- [Given data]
++++++++++++++++++++

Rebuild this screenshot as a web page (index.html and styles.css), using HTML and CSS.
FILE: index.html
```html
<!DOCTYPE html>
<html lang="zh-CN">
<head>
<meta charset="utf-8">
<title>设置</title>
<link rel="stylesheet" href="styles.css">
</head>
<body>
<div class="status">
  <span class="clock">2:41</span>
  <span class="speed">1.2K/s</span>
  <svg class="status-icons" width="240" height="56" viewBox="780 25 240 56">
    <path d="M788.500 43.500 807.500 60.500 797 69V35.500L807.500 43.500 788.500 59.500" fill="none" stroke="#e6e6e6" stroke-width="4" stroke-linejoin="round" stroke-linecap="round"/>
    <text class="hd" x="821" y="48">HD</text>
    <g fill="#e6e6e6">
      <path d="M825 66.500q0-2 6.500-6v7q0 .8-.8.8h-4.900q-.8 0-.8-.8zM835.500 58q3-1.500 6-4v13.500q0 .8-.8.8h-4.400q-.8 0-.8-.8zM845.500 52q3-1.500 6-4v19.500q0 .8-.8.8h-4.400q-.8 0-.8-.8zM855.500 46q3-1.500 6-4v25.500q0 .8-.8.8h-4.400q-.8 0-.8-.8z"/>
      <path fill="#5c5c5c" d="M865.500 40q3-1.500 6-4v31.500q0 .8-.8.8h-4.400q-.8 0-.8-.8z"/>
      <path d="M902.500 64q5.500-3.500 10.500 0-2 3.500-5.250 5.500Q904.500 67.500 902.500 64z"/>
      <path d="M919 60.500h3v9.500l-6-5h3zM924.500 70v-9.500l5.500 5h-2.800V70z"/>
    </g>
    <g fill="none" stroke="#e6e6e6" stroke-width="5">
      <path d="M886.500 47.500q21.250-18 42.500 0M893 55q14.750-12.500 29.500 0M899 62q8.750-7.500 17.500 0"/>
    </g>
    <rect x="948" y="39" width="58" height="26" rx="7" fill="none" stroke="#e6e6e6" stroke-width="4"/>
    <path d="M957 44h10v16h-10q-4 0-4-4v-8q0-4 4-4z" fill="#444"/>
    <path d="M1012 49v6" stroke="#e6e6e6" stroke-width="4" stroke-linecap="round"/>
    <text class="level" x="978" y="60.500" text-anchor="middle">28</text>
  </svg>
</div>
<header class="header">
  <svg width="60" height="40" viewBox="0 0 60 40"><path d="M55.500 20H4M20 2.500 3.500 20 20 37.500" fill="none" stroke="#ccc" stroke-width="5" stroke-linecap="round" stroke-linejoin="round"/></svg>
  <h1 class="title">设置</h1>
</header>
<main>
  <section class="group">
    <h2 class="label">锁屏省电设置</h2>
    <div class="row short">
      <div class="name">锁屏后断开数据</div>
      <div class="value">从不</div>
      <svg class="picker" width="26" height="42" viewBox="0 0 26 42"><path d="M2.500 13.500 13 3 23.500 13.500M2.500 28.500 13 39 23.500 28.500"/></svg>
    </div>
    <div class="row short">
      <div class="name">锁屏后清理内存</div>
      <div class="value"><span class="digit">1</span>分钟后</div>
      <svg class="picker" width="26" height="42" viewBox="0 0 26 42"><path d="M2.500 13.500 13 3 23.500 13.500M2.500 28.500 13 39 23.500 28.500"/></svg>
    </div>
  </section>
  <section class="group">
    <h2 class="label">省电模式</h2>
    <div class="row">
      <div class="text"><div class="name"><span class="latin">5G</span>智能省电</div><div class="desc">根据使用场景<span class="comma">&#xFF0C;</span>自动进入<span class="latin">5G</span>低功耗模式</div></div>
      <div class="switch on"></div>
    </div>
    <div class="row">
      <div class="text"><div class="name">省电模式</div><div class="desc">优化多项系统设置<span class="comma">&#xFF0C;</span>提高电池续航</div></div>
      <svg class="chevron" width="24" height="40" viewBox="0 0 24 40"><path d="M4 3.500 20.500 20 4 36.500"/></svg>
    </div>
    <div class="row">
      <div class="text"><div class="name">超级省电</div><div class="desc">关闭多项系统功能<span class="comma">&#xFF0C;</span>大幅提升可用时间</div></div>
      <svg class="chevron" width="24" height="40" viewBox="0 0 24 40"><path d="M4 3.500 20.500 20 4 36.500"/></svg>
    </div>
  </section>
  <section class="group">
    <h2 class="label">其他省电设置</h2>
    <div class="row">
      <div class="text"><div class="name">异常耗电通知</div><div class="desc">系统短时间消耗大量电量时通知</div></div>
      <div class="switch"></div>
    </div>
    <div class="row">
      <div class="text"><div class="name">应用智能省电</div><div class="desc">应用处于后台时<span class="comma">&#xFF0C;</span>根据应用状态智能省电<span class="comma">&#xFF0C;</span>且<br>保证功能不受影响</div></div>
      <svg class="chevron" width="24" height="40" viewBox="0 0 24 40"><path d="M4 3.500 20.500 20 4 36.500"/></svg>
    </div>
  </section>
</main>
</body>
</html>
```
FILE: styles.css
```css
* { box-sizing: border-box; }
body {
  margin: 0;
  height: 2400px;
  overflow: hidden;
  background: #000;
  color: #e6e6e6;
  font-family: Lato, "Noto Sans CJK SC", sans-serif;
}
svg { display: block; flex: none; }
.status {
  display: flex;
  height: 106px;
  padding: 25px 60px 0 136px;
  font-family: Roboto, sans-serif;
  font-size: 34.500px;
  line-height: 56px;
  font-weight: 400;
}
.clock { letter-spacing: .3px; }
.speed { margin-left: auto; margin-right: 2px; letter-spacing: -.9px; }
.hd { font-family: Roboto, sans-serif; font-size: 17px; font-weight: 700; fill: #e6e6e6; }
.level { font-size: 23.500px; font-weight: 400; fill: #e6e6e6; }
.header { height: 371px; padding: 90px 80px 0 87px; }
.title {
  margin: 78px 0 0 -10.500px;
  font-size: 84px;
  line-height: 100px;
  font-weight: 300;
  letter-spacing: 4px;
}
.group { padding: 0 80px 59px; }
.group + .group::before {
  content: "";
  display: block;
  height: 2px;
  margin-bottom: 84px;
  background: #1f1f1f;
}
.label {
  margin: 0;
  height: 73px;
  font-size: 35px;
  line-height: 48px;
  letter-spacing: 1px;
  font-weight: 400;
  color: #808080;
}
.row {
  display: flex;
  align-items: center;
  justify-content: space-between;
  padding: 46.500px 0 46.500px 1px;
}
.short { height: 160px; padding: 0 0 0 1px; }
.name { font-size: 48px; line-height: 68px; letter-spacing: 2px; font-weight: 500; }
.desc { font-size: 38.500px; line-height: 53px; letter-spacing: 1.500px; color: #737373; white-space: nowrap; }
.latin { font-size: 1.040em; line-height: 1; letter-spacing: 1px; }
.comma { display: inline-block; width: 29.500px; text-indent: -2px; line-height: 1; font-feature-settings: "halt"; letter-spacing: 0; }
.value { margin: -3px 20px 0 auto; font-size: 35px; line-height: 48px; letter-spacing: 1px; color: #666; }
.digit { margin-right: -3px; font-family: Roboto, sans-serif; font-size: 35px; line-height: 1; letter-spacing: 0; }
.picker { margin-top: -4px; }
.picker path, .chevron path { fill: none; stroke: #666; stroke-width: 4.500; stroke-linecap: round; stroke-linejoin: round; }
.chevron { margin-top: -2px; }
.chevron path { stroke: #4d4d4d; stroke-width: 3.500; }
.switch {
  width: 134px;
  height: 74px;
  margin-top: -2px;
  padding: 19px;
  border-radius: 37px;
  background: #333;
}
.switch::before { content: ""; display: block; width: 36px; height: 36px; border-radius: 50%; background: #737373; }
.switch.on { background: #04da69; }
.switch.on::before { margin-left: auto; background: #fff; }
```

++++++++++++++++++++

- [Exercise task] Can you reproduce all the material exactly?

- [Full response]
Rebuild this screenshot as a web page (index.html and styles.css), using HTML and CSS.
FILE: index.html
```html
<!DOCTYPE html>
<html lang="zh-CN">
<head>
<meta charset="utf-8">
<title>设置</title>
<link rel="stylesheet" href="styles.css">
</head>
<body>
<div class="status">
  <span class="clock">2:41</span>
  <span class="speed">1.2K/s</span>
  <svg class="status-icons" width="240" height="56" viewBox="780 25 240 56">
    <path d="M788.500 43.500 807.500 60.500 797 69V35.500L807.500 43.500 788.500 59.500" fill="none" stroke="#e6e6e6" stroke-width="4" stroke-linejoin="round" stroke-linecap="round"/>
    <text class="hd" x="821" y="48">HD</text>
    <g fill="#e6e6e6">
      <path d="M825 66.500q0-2 6.500-6v7q0 .8-.8.8h-4.900q-.8 0-.8-.8zM835.500 58q3-1.500 6-4v13.500q0 .8-.8.8h-4.400q-.8 0-.8-.8zM845.500 52q3-1.500 6-4v19.500q0 .8-.8.8h-4.400q-.8 0-.8-.8zM855.500 46q3-1.500 6-4v25.500q0 .8-.8.8h-4.400q-.8 0-.8-.8z"/>
      <path fill="#5c5c5c" d="M865.500 40q3-1.500 6-4v31.500q0 .8-.8.8h-4.400q-.8 0-.8-.8z"/>
      <path d="M902.500 64q5.500-3.500 10.500 0-2 3.500-5.250 5.500Q904.500 67.500 902.500 64z"/>
      <path d="M919 60.500h3v9.500l-6-5h3zM924.500 70v-9.500l5.500 5h-2.800V70z"/>
    </g>
    <g fill="none" stroke="#e6e6e6" stroke-width="5">
      <path d="M886.500 47.500q21.250-18 42.500 0M893 55q14.750-12.500 29.500 0M899 62q8.750-7.500 17.500 0"/>
    </g>
    <rect x="948" y="39" width="58" height="26" rx="7" fill="none" stroke="#e6e6e6" stroke-width="4"/>
    <path d="M957 44h10v16h-10q-4 0-4-4v-8q0-4 4-4z" fill="#444"/>
    <path d="M1012 49v6" stroke="#e6e6e6" stroke-width="4" stroke-linecap="round"/>
    <text class="level" x="978" y="60.500" text-anchor="middle">28</text>
  </svg>
</div>
<header class="header">
  <svg width="60" height="40" viewBox="0 0 60 40"><path d="M55.500 20H4M20 2.500 3.500 20 20 37.500" fill="none" stroke="#ccc" stroke-width="5" stroke-linecap="round" stroke-linejoin="round"/></svg>
  <h1 class="title">设置</h1>
</header>
<main>
  <section class="group">
    <h2 class="label">锁屏省电设置</h2>
    <div class="row short">
      <div class="name">锁屏后断开数据</div>
      <div class="value">从不</div>
      <svg class="picker" width="26" height="42" viewBox="0 0 26 42"><path d="M2.500 13.500 13 3 23.500 13.500M2.500 28.500 13 39 23.500 28.500"/></svg>
    </div>
    <div class="row short">
      <div class="name">锁屏后清理内存</div>
      <div class="value"><span class="digit">1</span>分钟后</div>
      <svg class="picker" width="26" height="42" viewBox="0 0 26 42"><path d="M2.500 13.500 13 3 23.500 13.500M2.500 28.500 13 39 23.500 28.500"/></svg>
    </div>
  </section>
  <section class="group">
    <h2 class="label">省电模式</h2>
    <div class="row">
      <div class="text"><div class="name"><span class="latin">5G</span>智能省电</div><div class="desc">根据使用场景<span class="comma">&#xFF0C;</span>自动进入<span class="latin">5G</span>低功耗模式</div></div>
      <div class="switch on"></div>
    </div>
    <div class="row">
      <div class="text"><div class="name">省电模式</div><div class="desc">优化多项系统设置<span class="comma">&#xFF0C;</span>提高电池续航</div></div>
      <svg class="chevron" width="24" height="40" viewBox="0 0 24 40"><path d="M4 3.500 20.500 20 4 36.500"/></svg>
    </div>
    <div class="row">
      <div class="text"><div class="name">超级省电</div><div class="desc">关闭多项系统功能<span class="comma">&#xFF0C;</span>大幅提升可用时间</div></div>
      <svg class="chevron" width="24" height="40" viewBox="0 0 24 40"><path d="M4 3.500 20.500 20 4 36.500"/></svg>
    </div>
  </section>
  <section class="group">
    <h2 class="label">其他省电设置</h2>
    <div class="row">
      <div class="text"><div class="name">异常耗电通知</div><div class="desc">系统短时间消耗大量电量时通知</div></div>
      <div class="switch"></div>
    </div>
    <div class="row">
      <div class="text"><div class="name">应用智能省电</div><div class="desc">应用处于后台时<span class="comma">&#xFF0C;</span>根据应用状态智能省电<span class="comma">&#xFF0C;</span>且<br>保证功能不受影响</div></div>
      <svg class="chevron" width="24" height="40" viewBox="0 0 24 40"><path d="M4 3.500 20.500 20 4 36.500"/></svg>
    </div>
  </section>
</main>
</body>
</html>
```
FILE: styles.css
```css
* { box-sizing: border-box; }
body {
  margin: 0;
  height: 2400px;
  overflow: hidden;
  background: #000;
  color: #e6e6e6;
  font-family: Lato, "Noto Sans CJK SC", sans-serif;
}
svg { display: block; flex: none; }
.status {
  display: flex;
  height: 106px;
  padding: 25px 60px 0 136px;
  font-family: Roboto, sans-serif;
  font-size: 34.500px;
  line-height: 56px;
  font-weight: 400;
}
.clock { letter-spacing: .3px; }
.speed { margin-left: auto; margin-right: 2px; letter-spacing: -.9px; }
.hd { font-family: Roboto, sans-serif; font-size: 17px; font-weight: 700; fill: #e6e6e6; }
.level { font-size: 23.500px; font-weight: 400; fill: #e6e6e6; }
.header { height: 371px; padding: 90px 80px 0 87px; }
.title {
  margin: 78px 0 0 -10.500px;
  font-size: 84px;
  line-height: 100px;
  font-weight: 300;
  letter-spacing: 4px;
}
.group { padding: 0 80px 59px; }
.group + .group::before {
  content: "";
  display: block;
  height: 2px;
  margin-bottom: 84px;
  background: #1f1f1f;
}
.label {
  margin: 0;
  height: 73px;
  font-size: 35px;
  line-height: 48px;
  letter-spacing: 1px;
  font-weight: 400;
  color: #808080;
}
.row {
  display: flex;
  align-items: center;
  justify-content: space-between;
  padding: 46.500px 0 46.500px 1px;
}
.short { height: 160px; padding: 0 0 0 1px; }
.name { font-size: 48px; line-height: 68px; letter-spacing: 2px; font-weight: 500; }
.desc { font-size: 38.500px; line-height: 53px; letter-spacing: 1.500px; color: #737373; white-space: nowrap; }
.latin { font-size: 1.040em; line-height: 1; letter-spacing: 1px; }
.comma { display: inline-block; width: 29.500px; text-indent: -2px; line-height: 1; font-feature-settings: "halt"; letter-spacing: 0; }
.value { margin: -3px 20px 0 auto; font-size: 35px; line-height: 48px; letter-spacing: 1px; color: #666; }
.digit { margin-right: -3px; font-family: Roboto, sans-serif; font-size: 35px; line-height: 1; letter-spacing: 0; }
.picker { margin-top: -4px; }
.picker path, .chevron path { fill: none; stroke: #666; stroke-width: 4.500; stroke-linecap: round; stroke-linejoin: round; }
.chevron { margin-top: -2px; }
.chevron path { stroke: #4d4d4d; stroke-width: 3.500; }
.switch {
  width: 134px;
  height: 74px;
  margin-top: -2px;
  padding: 19px;
  border-radius: 37px;
  background: #333;
}
.switch::before { content: ""; display: block; width: 36px; height: 36px; border-radius: 50%; background: #737373; }
.switch.on { background: #04da69; }
.switch.on::before { margin-left: auto; background: #fff; }
```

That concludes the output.